▶ _Exercise inputs_

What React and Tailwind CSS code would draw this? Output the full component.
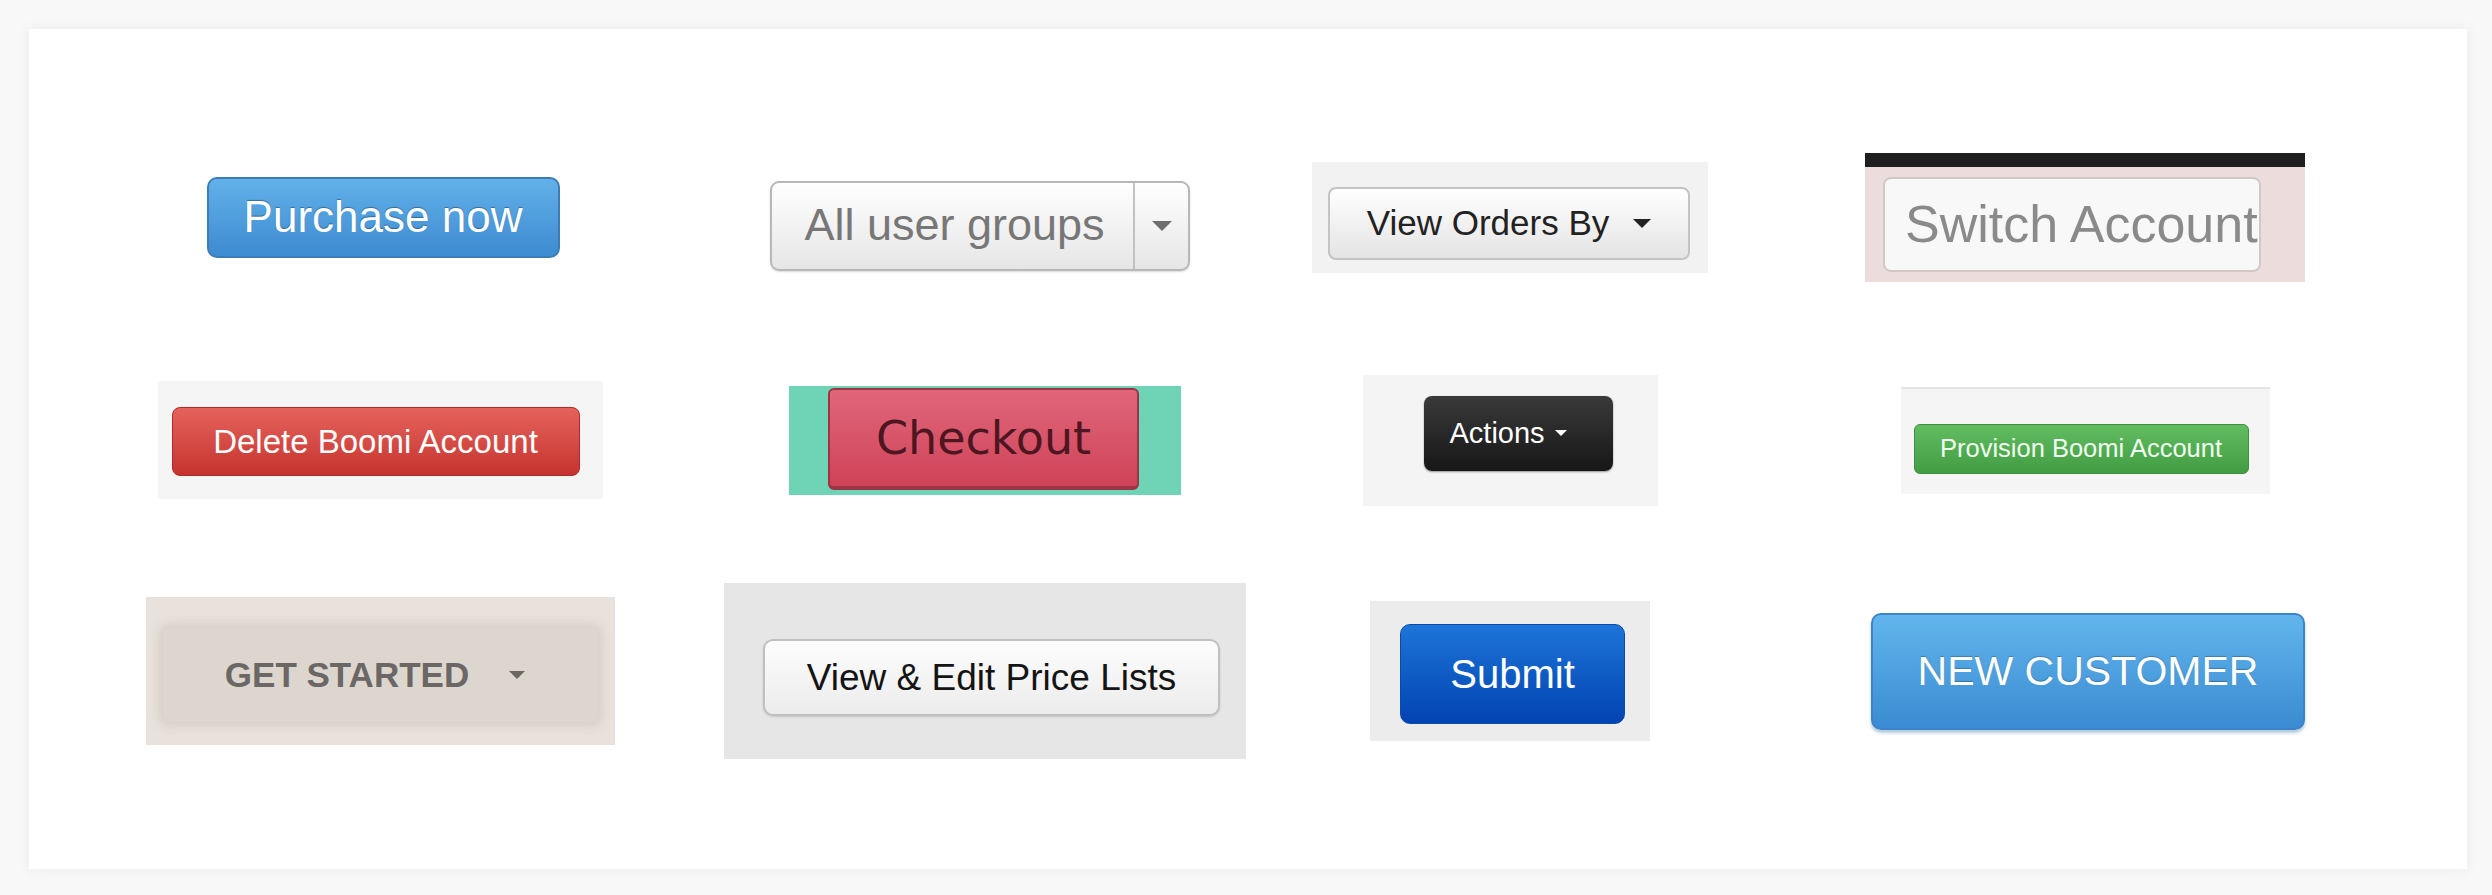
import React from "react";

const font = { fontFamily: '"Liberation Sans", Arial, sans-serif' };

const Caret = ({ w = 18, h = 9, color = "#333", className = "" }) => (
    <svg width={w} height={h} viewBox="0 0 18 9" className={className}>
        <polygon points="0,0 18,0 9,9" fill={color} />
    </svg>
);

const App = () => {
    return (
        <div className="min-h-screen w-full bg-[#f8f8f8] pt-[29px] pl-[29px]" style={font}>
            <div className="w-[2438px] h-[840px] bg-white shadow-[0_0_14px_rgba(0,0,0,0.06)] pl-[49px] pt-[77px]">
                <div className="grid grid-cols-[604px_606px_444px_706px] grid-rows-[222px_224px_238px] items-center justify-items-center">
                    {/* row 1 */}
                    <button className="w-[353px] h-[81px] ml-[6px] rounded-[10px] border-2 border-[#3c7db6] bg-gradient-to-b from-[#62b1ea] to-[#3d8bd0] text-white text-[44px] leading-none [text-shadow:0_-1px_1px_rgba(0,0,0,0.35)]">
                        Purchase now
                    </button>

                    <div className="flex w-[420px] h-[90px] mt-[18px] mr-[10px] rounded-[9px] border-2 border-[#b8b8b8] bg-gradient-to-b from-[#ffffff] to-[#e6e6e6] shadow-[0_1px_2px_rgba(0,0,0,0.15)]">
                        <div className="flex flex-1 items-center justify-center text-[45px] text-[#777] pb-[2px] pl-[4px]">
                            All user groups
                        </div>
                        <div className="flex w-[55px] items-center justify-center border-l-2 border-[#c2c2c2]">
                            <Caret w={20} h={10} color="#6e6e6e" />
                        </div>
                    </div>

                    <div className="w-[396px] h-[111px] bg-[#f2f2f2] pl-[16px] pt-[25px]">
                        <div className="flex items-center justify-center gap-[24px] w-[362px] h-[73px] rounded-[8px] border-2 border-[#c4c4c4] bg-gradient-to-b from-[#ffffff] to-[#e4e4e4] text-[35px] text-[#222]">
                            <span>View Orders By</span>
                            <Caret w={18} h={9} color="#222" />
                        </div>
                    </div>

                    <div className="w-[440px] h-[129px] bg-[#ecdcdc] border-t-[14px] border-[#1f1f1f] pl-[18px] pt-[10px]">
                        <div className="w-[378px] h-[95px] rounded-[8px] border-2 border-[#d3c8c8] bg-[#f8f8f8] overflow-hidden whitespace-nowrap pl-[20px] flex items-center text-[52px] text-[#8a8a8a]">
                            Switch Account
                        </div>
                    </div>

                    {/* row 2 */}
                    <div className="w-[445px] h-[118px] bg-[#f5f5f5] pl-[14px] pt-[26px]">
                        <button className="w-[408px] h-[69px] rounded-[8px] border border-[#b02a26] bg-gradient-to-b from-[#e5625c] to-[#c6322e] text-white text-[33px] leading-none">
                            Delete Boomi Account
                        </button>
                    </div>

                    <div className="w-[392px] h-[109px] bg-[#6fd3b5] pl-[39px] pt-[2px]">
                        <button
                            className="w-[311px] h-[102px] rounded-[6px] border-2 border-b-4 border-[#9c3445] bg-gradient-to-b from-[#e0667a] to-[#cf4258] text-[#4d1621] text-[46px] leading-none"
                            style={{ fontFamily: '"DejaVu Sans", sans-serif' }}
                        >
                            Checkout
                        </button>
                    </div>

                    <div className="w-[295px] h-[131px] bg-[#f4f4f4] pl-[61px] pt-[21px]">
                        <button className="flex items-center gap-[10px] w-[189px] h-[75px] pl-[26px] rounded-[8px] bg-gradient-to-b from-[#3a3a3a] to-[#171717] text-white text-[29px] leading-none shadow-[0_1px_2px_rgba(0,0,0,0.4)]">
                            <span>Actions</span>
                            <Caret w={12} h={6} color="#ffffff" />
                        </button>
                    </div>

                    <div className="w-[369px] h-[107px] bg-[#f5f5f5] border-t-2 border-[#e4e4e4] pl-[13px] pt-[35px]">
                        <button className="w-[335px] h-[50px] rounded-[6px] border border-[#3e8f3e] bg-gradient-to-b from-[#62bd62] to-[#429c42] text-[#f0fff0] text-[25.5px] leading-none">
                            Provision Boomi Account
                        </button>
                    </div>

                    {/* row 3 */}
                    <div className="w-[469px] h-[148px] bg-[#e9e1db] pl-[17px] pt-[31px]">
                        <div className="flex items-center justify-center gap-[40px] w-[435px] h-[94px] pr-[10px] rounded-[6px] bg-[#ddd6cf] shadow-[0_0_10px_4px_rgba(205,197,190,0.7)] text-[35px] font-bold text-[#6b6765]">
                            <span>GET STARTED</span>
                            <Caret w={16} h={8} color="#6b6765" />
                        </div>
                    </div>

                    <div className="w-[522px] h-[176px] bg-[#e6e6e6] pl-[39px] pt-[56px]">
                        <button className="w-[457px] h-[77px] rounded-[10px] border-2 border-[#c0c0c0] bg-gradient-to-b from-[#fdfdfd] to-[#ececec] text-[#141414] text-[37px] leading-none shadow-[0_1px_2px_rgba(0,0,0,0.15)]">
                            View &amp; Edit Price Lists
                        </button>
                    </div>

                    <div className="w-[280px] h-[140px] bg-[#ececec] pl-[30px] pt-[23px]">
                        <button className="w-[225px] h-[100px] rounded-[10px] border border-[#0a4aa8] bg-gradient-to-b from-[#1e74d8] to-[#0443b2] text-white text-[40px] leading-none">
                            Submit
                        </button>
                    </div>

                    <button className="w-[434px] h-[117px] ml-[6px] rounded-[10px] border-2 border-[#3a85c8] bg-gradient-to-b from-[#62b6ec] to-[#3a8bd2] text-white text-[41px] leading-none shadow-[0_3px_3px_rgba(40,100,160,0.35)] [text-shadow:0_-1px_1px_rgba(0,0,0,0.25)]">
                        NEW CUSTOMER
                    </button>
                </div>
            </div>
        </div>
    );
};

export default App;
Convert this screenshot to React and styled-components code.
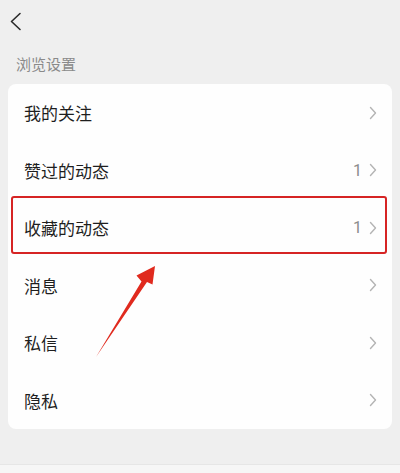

▶ _Set task_
Go through the data above and transcribe it in full, omitting any image.

▶ _Result below_
What React and Tailwind CSS code would draw this? Output the full component.
import React from "react";

const font = { fontFamily: '"Liberation Sans", Arial, sans-serif' };

const Caret = ({ w = 18, h = 9, color = "#333", className = "" }) => (
    <svg width={w} height={h} viewBox="0 0 18 9" className={className}>
        <polygon points="0,0 18,0 9,9" fill={color} />
    </svg>
);

const App = () => {
    return (
        <div className="min-h-screen w-full bg-[#f8f8f8] pt-[29px] pl-[29px]" style={font}>
            <div className="w-[2438px] h-[840px] bg-white shadow-[0_0_14px_rgba(0,0,0,0.06)] pl-[49px] pt-[77px]">
                <div className="grid grid-cols-[604px_606px_444px_706px] grid-rows-[222px_224px_238px] items-center justify-items-center">
                    {/* row 1 */}
                    <button className="w-[353px] h-[81px] ml-[6px] rounded-[10px] border-2 border-[#3c7db6] bg-gradient-to-b from-[#62b1ea] to-[#3d8bd0] text-white text-[44px] leading-none [text-shadow:0_-1px_1px_rgba(0,0,0,0.35)]">
                        Purchase now
                    </button>

                    <div className="flex w-[420px] h-[90px] mt-[18px] mr-[10px] rounded-[9px] border-2 border-[#b8b8b8] bg-gradient-to-b from-[#ffffff] to-[#e6e6e6] shadow-[0_1px_2px_rgba(0,0,0,0.15)]">
                        <div className="flex flex-1 items-center justify-center text-[45px] text-[#777] pb-[2px] pl-[4px]">
                            All user groups
                        </div>
                        <div className="flex w-[55px] items-center justify-center border-l-2 border-[#c2c2c2]">
                            <Caret w={20} h={10} color="#6e6e6e" />
                        </div>
                    </div>

                    <div className="w-[396px] h-[111px] bg-[#f2f2f2] pl-[16px] pt-[25px]">
                        <div className="flex items-center justify-center gap-[24px] w-[362px] h-[73px] rounded-[8px] border-2 border-[#c4c4c4] bg-gradient-to-b from-[#ffffff] to-[#e4e4e4] text-[35px] text-[#222]">
                            <span>View Orders By</span>
                            <Caret w={18} h={9} color="#222" />
                        </div>
                    </div>

                    <div className="w-[440px] h-[129px] bg-[#ecdcdc] border-t-[14px] border-[#1f1f1f] pl-[18px] pt-[10px]">
                        <div className="w-[378px] h-[95px] rounded-[8px] border-2 border-[#d3c8c8] bg-[#f8f8f8] overflow-hidden whitespace-nowrap pl-[20px] flex items-center text-[52px] text-[#8a8a8a]">
                            Switch Account
                        </div>
                    </div>

                    {/* row 2 */}
                    <div className="w-[445px] h-[118px] bg-[#f5f5f5] pl-[14px] pt-[26px]">
                        <button className="w-[408px] h-[69px] rounded-[8px] border border-[#b02a26] bg-gradient-to-b from-[#e5625c] to-[#c6322e] text-white text-[33px] leading-none">
                            Delete Boomi Account
                        </button>
                    </div>

                    <div className="w-[392px] h-[109px] bg-[#6fd3b5] pl-[39px] pt-[2px]">
                        <button
                            className="w-[311px] h-[102px] rounded-[6px] border-2 border-b-4 border-[#9c3445] bg-gradient-to-b from-[#e0667a] to-[#cf4258] text-[#4d1621] text-[46px] leading-none"
                            style={{ fontFamily: '"DejaVu Sans", sans-serif' }}
                        >
                            Checkout
                        </button>
                    </div>

                    <div className="w-[295px] h-[131px] bg-[#f4f4f4] pl-[61px] pt-[21px]">
                        <button className="flex items-center gap-[10px] w-[189px] h-[75px] pl-[26px] rounded-[8px] bg-gradient-to-b from-[#3a3a3a] to-[#171717] text-white text-[29px] leading-none shadow-[0_1px_2px_rgba(0,0,0,0.4)]">
                            <span>Actions</span>
                            <Caret w={12} h={6} color="#ffffff" />
                        </button>
                    </div>

                    <div className="w-[369px] h-[107px] bg-[#f5f5f5] border-t-2 border-[#e4e4e4] pl-[13px] pt-[35px]">
                        <button className="w-[335px] h-[50px] rounded-[6px] border border-[#3e8f3e] bg-gradient-to-b from-[#62bd62] to-[#429c42] text-[#f0fff0] text-[25.5px] leading-none">
                            Provision Boomi Account
                        </button>
                    </div>

                    {/* row 3 */}
                    <div className="w-[469px] h-[148px] bg-[#e9e1db] pl-[17px] pt-[31px]">
                        <div className="flex items-center justify-center gap-[40px] w-[435px] h-[94px] pr-[10px] rounded-[6px] bg-[#ddd6cf] shadow-[0_0_10px_4px_rgba(205,197,190,0.7)] text-[35px] font-bold text-[#6b6765]">
                            <span>GET STARTED</span>
                            <Caret w={16} h={8} color="#6b6765" />
                        </div>
                    </div>

                    <div className="w-[522px] h-[176px] bg-[#e6e6e6] pl-[39px] pt-[56px]">
                        <button className="w-[457px] h-[77px] rounded-[10px] border-2 border-[#c0c0c0] bg-gradient-to-b from-[#fdfdfd] to-[#ececec] text-[#141414] text-[37px] leading-none shadow-[0_1px_2px_rgba(0,0,0,0.15)]">
                            View &amp; Edit Price Lists
                        </button>
                    </div>

                    <div className="w-[280px] h-[140px] bg-[#ececec] pl-[30px] pt-[23px]">
                        <button className="w-[225px] h-[100px] rounded-[10px] border border-[#0a4aa8] bg-gradient-to-b from-[#1e74d8] to-[#0443b2] text-white text-[40px] leading-none">
                            Submit
                        </button>
                    </div>

                    <button className="w-[434px] h-[117px] ml-[6px] rounded-[10px] border-2 border-[#3a85c8] bg-gradient-to-b from-[#62b6ec] to-[#3a8bd2] text-white text-[41px] leading-none shadow-[0_3px_3px_rgba(40,100,160,0.35)] [text-shadow:0_-1px_1px_rgba(0,0,0,0.25)]">
                        NEW CUSTOMER
                    </button>
                </div>
            </div>
        </div>
    );
};

export default App;
Convert this screenshot to React and styled-components code.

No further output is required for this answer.